And in Denmark, hackers gained full access to many security services databases, among others the European 'most wanted' database, the driver's license database, passwords of 10'000 password officers etc.:
According to the Washington Post, "An estimated 854,000 people, nearly 1.5 times as many people as live in Washington, D.C., hold top-secret security clearances."
It's worth noting that having a Top Secret clearance does not automatically mean you have access to all information classified as Top Secret.
The scenario that a bigger adversary gaining access to the data is definitely troublesome. We also need to consider other scenarios.
How about the ramifications of the pipes created for NSA, getting leveraged by other actors?
What happens when a rogue employee hacks the infrastructure created for providing the pipe to NSA?
What if a group of such rogue employees across multiple companies act in concert, may be creating a cartel?
Such things have the potential to remain unnoticed for a pretty long time, ruining lives of innocent people.
Now, let's replace the word rogue with innocent and intelligent but cleverly manipulated by sophisticated player and the scenario reads bleaker.

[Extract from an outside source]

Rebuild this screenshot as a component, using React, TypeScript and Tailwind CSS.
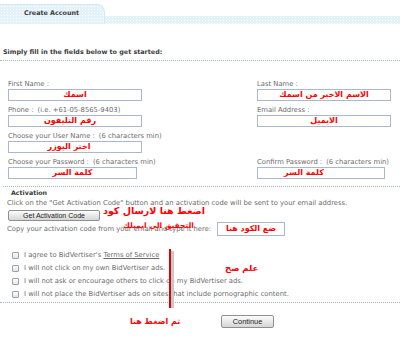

To believe that such things haven't happened before or aren't happening now, in some part of the world, will be pointless.
Consider a scenario in developing countries: let's say you wrote some piece of code (unrelated to telecom) for a businessman. Let's also say that the businessman runs many companies, one of which provides BPO services to telecom companies. Let's say that the businessman wants to exploit you. He can very well track your location using the network of the telecom company without that company knowing it, let alone the law enforcement officials. He can remain under the radar because the request can be clubbed with other legitimate ones.
This is not just a US problem, it's a global problem.
It is precisely for such reasons, that we need a manifesto about data collection policies, like "Do No Evil" or "The Patent Pledge."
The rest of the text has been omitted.